### [TASK STATEMENT]
Pictures should be excluded; otherwise, copy every entry exactly.

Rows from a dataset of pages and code

■ ■ ■ ■ ■ ■ ■

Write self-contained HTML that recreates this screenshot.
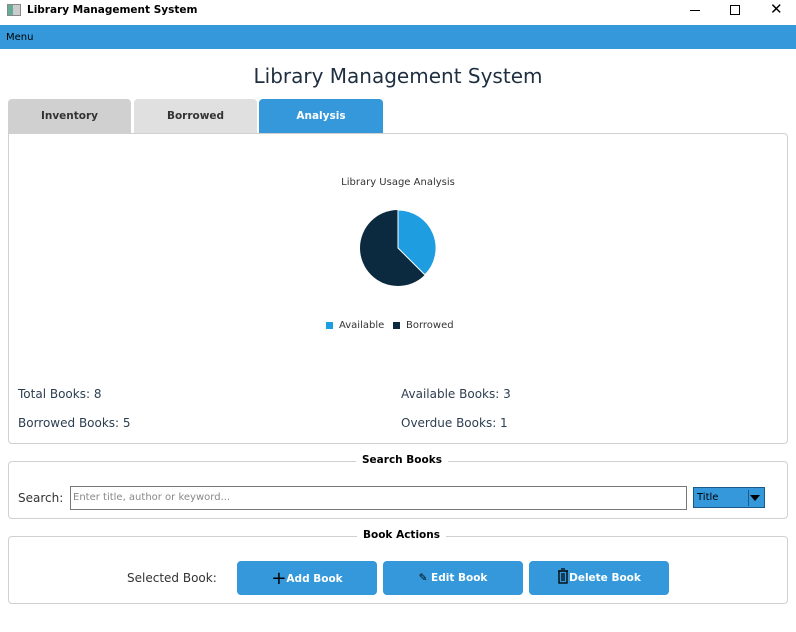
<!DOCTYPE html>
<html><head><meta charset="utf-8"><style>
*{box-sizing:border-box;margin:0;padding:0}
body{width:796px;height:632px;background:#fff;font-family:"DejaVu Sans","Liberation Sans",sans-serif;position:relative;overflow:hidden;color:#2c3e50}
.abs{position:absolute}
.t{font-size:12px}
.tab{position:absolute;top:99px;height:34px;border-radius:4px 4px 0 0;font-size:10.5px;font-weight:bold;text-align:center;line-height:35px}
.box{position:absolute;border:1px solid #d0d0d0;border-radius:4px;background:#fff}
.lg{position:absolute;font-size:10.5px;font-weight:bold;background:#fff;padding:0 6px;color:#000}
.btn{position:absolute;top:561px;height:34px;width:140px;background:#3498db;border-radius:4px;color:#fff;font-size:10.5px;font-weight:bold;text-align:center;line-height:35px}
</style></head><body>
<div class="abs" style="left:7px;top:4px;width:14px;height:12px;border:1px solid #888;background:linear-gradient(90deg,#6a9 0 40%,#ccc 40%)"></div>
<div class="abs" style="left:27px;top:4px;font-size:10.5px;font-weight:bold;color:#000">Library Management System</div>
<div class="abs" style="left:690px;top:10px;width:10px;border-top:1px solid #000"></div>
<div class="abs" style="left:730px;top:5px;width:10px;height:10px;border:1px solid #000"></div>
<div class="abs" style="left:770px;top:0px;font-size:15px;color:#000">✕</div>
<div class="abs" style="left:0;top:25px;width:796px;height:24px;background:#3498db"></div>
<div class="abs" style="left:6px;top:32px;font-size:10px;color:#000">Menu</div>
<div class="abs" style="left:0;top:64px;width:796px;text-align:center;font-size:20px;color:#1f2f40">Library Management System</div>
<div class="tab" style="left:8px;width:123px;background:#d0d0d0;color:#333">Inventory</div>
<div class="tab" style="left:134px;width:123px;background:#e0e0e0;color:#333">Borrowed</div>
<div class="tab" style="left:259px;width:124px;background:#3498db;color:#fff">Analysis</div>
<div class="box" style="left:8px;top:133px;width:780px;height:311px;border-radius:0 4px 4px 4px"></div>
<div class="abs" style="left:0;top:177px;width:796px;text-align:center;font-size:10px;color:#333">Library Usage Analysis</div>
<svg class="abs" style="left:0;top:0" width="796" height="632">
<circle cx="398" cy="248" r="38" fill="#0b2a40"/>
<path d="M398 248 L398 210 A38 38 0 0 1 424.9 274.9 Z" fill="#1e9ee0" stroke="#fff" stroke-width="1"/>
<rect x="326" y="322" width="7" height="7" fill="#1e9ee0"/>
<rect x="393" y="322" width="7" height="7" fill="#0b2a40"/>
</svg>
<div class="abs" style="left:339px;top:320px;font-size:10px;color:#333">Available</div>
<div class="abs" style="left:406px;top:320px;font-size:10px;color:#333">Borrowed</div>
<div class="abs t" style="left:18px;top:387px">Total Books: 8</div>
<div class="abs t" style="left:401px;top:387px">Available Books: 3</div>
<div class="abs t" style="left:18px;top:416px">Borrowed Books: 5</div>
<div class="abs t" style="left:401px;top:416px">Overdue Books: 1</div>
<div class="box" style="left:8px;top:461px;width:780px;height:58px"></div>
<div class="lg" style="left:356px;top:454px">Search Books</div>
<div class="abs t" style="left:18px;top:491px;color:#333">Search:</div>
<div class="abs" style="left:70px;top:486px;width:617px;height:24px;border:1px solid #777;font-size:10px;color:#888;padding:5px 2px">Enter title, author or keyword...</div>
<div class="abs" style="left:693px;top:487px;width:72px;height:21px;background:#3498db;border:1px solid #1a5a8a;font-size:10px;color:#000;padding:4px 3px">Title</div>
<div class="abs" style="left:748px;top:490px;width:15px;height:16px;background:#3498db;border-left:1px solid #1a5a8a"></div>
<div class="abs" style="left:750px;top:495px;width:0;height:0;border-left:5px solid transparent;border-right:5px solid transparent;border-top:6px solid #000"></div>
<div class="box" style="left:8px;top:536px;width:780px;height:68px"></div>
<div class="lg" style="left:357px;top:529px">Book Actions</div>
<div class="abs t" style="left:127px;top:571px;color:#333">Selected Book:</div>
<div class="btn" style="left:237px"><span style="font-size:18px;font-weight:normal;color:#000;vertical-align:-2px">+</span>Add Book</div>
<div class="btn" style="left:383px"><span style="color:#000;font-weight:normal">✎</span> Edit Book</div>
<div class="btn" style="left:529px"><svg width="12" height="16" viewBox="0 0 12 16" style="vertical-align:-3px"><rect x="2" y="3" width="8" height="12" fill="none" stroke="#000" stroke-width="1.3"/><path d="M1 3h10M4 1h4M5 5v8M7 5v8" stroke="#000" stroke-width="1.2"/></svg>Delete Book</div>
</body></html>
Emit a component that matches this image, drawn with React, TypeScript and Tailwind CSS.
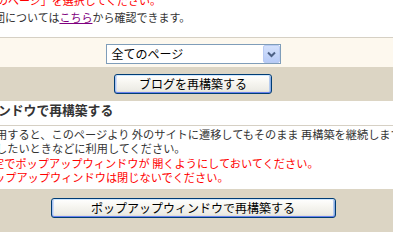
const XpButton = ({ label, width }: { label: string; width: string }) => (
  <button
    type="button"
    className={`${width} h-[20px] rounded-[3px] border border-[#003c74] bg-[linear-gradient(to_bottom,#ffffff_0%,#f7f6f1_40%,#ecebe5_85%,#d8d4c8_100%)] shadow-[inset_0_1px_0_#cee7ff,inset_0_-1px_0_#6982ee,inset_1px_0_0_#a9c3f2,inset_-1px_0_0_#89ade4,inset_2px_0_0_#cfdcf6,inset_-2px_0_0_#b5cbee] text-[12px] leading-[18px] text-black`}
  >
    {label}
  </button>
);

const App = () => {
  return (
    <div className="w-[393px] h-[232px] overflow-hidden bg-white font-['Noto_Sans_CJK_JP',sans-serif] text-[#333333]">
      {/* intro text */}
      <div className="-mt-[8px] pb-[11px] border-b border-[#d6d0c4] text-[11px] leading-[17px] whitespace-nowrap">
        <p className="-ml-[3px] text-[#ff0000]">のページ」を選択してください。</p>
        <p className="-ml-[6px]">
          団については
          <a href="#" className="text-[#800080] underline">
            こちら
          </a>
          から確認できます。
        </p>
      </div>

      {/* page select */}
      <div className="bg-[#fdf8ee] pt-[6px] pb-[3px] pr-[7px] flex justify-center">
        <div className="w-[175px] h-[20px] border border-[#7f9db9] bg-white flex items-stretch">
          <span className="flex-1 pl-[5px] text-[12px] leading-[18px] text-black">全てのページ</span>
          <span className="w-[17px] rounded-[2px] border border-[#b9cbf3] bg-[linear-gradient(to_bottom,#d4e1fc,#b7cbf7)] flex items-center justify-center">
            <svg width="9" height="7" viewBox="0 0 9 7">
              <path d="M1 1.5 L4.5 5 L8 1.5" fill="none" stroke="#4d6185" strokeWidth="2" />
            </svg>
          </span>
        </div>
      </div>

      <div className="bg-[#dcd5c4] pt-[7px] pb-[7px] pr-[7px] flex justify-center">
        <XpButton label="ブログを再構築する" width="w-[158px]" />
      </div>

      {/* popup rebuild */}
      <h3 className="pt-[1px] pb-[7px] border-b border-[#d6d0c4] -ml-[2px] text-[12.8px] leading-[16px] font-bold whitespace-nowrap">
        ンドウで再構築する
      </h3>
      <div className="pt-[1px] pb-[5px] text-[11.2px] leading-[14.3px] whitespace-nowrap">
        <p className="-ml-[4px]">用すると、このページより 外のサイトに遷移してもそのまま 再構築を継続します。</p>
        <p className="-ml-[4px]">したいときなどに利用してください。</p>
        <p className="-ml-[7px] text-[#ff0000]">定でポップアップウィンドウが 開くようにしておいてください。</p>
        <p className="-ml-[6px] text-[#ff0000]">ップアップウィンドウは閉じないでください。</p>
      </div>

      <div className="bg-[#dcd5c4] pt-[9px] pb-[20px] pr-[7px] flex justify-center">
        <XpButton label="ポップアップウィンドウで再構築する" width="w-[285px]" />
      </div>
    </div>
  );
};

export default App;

■ ■ ■ ■ ■ ■ ■

### [RESPONSE TO THIS EXERCISE]
Write self-contained HTML that recreates this screenshot.
<!DOCTYPE html>
<html><head><meta charset="utf-8"><style>
*{box-sizing:border-box;margin:0;padding:0}
body{width:796px;height:632px;background:#fff;font-family:"DejaVu Sans","Liberation Sans",sans-serif;position:relative;overflow:hidden;color:#2c3e50}
.abs{position:absolute}
.t{font-size:12px}
.tab{position:absolute;top:99px;height:34px;border-radius:4px 4px 0 0;font-size:10.5px;font-weight:bold;text-align:center;line-height:35px}
.box{position:absolute;border:1px solid #d0d0d0;border-radius:4px;background:#fff}
.lg{position:absolute;font-size:10.5px;font-weight:bold;background:#fff;padding:0 6px;color:#000}
.btn{position:absolute;top:561px;height:34px;width:140px;background:#3498db;border-radius:4px;color:#fff;font-size:10.5px;font-weight:bold;text-align:center;line-height:35px}
</style></head><body>
<div class="abs" style="left:7px;top:4px;width:14px;height:12px;border:1px solid #888;background:linear-gradient(90deg,#6a9 0 40%,#ccc 40%)"></div>
<div class="abs" style="left:27px;top:4px;font-size:10.5px;font-weight:bold;color:#000">Library Management System</div>
<div class="abs" style="left:690px;top:10px;width:10px;border-top:1px solid #000"></div>
<div class="abs" style="left:730px;top:5px;width:10px;height:10px;border:1px solid #000"></div>
<div class="abs" style="left:770px;top:0px;font-size:15px;color:#000">✕</div>
<div class="abs" style="left:0;top:25px;width:796px;height:24px;background:#3498db"></div>
<div class="abs" style="left:6px;top:32px;font-size:10px;color:#000">Menu</div>
<div class="abs" style="left:0;top:64px;width:796px;text-align:center;font-size:20px;color:#1f2f40">Library Management System</div>
<div class="tab" style="left:8px;width:123px;background:#d0d0d0;color:#333">Inventory</div>
<div class="tab" style="left:134px;width:123px;background:#e0e0e0;color:#333">Borrowed</div>
<div class="tab" style="left:259px;width:124px;background:#3498db;color:#fff">Analysis</div>
<div class="box" style="left:8px;top:133px;width:780px;height:311px;border-radius:0 4px 4px 4px"></div>
<div class="abs" style="left:0;top:177px;width:796px;text-align:center;font-size:10px;color:#333">Library Usage Analysis</div>
<svg class="abs" style="left:0;top:0" width="796" height="632">
<circle cx="398" cy="248" r="38" fill="#0b2a40"/>
<path d="M398 248 L398 210 A38 38 0 0 1 424.9 274.9 Z" fill="#1e9ee0" stroke="#fff" stroke-width="1"/>
<rect x="326" y="322" width="7" height="7" fill="#1e9ee0"/>
<rect x="393" y="322" width="7" height="7" fill="#0b2a40"/>
</svg>
<div class="abs" style="left:339px;top:320px;font-size:10px;color:#333">Available</div>
<div class="abs" style="left:406px;top:320px;font-size:10px;color:#333">Borrowed</div>
<div class="abs t" style="left:18px;top:387px">Total Books: 8</div>
<div class="abs t" style="left:401px;top:387px">Available Books: 3</div>
<div class="abs t" style="left:18px;top:416px">Borrowed Books: 5</div>
<div class="abs t" style="left:401px;top:416px">Overdue Books: 1</div>
<div class="box" style="left:8px;top:461px;width:780px;height:58px"></div>
<div class="lg" style="left:356px;top:454px">Search Books</div>
<div class="abs t" style="left:18px;top:491px;color:#333">Search:</div>
<div class="abs" style="left:70px;top:486px;width:617px;height:24px;border:1px solid #777;font-size:10px;color:#888;padding:5px 2px">Enter title, author or keyword...</div>
<div class="abs" style="left:693px;top:487px;width:72px;height:21px;background:#3498db;border:1px solid #1a5a8a;font-size:10px;color:#000;padding:4px 3px">Title</div>
<div class="abs" style="left:748px;top:490px;width:15px;height:16px;background:#3498db;border-left:1px solid #1a5a8a"></div>
<div class="abs" style="left:750px;top:495px;width:0;height:0;border-left:5px solid transparent;border-right:5px solid transparent;border-top:6px solid #000"></div>
<div class="box" style="left:8px;top:536px;width:780px;height:68px"></div>
<div class="lg" style="left:357px;top:529px">Book Actions</div>
<div class="abs t" style="left:127px;top:571px;color:#333">Selected Book:</div>
<div class="btn" style="left:237px"><span style="font-size:18px;font-weight:normal;color:#000;vertical-align:-2px">+</span>Add Book</div>
<div class="btn" style="left:383px"><span style="color:#000;font-weight:normal">✎</span> Edit Book</div>
<div class="btn" style="left:529px"><svg width="12" height="16" viewBox="0 0 12 16" style="vertical-align:-3px"><rect x="2" y="3" width="8" height="12" fill="none" stroke="#000" stroke-width="1.3"/><path d="M1 3h10M4 1h4M5 5v8M7 5v8" stroke="#000" stroke-width="1.2"/></svg>Delete Book</div>
</body></html>
Emit a component that matches this image, drawn with React, TypeScript and Tailwind CSS.
const XpButton = ({ label, width }: { label: string; width: string }) => (
  <button
    type="button"
    className={`${width} h-[20px] rounded-[3px] border border-[#003c74] bg-[linear-gradient(to_bottom,#ffffff_0%,#f7f6f1_40%,#ecebe5_85%,#d8d4c8_100%)] shadow-[inset_0_1px_0_#cee7ff,inset_0_-1px_0_#6982ee,inset_1px_0_0_#a9c3f2,inset_-1px_0_0_#89ade4,inset_2px_0_0_#cfdcf6,inset_-2px_0_0_#b5cbee] text-[12px] leading-[18px] text-black`}
  >
    {label}
  </button>
);

const App = () => {
  return (
    <div className="w-[393px] h-[232px] overflow-hidden bg-white font-['Noto_Sans_CJK_JP',sans-serif] text-[#333333]">
      {/* intro text */}
      <div className="-mt-[8px] pb-[11px] border-b border-[#d6d0c4] text-[11px] leading-[17px] whitespace-nowrap">
        <p className="-ml-[3px] text-[#ff0000]">のページ」を選択してください。</p>
        <p className="-ml-[6px]">
          団については
          <a href="#" className="text-[#800080] underline">
            こちら
          </a>
          から確認できます。
        </p>
      </div>

      {/* page select */}
      <div className="bg-[#fdf8ee] pt-[6px] pb-[3px] pr-[7px] flex justify-center">
        <div className="w-[175px] h-[20px] border border-[#7f9db9] bg-white flex items-stretch">
          <span className="flex-1 pl-[5px] text-[12px] leading-[18px] text-black">全てのページ</span>
          <span className="w-[17px] rounded-[2px] border border-[#b9cbf3] bg-[linear-gradient(to_bottom,#d4e1fc,#b7cbf7)] flex items-center justify-center">
            <svg width="9" height="7" viewBox="0 0 9 7">
              <path d="M1 1.5 L4.5 5 L8 1.5" fill="none" stroke="#4d6185" strokeWidth="2" />
            </svg>
          </span>
        </div>
      </div>

      <div className="bg-[#dcd5c4] pt-[7px] pb-[7px] pr-[7px] flex justify-center">
        <XpButton label="ブログを再構築する" width="w-[158px]" />
      </div>

      {/* popup rebuild */}
      <h3 className="pt-[1px] pb-[7px] border-b border-[#d6d0c4] -ml-[2px] text-[12.8px] leading-[16px] font-bold whitespace-nowrap">
        ンドウで再構築する
      </h3>
      <div className="pt-[1px] pb-[5px] text-[11.2px] leading-[14.3px] whitespace-nowrap">
        <p className="-ml-[4px]">用すると、このページより 外のサイトに遷移してもそのまま 再構築を継続します。</p>
        <p className="-ml-[4px]">したいときなどに利用してください。</p>
        <p className="-ml-[7px] text-[#ff0000]">定でポップアップウィンドウが 開くようにしておいてください。</p>
        <p className="-ml-[6px] text-[#ff0000]">ップアップウィンドウは閉じないでください。</p>
      </div>

      <div className="bg-[#dcd5c4] pt-[9px] pb-[20px] pr-[7px] flex justify-center">
        <XpButton label="ポップアップウィンドウで再構築する" width="w-[285px]" />
      </div>
    </div>
  );
};

export default App;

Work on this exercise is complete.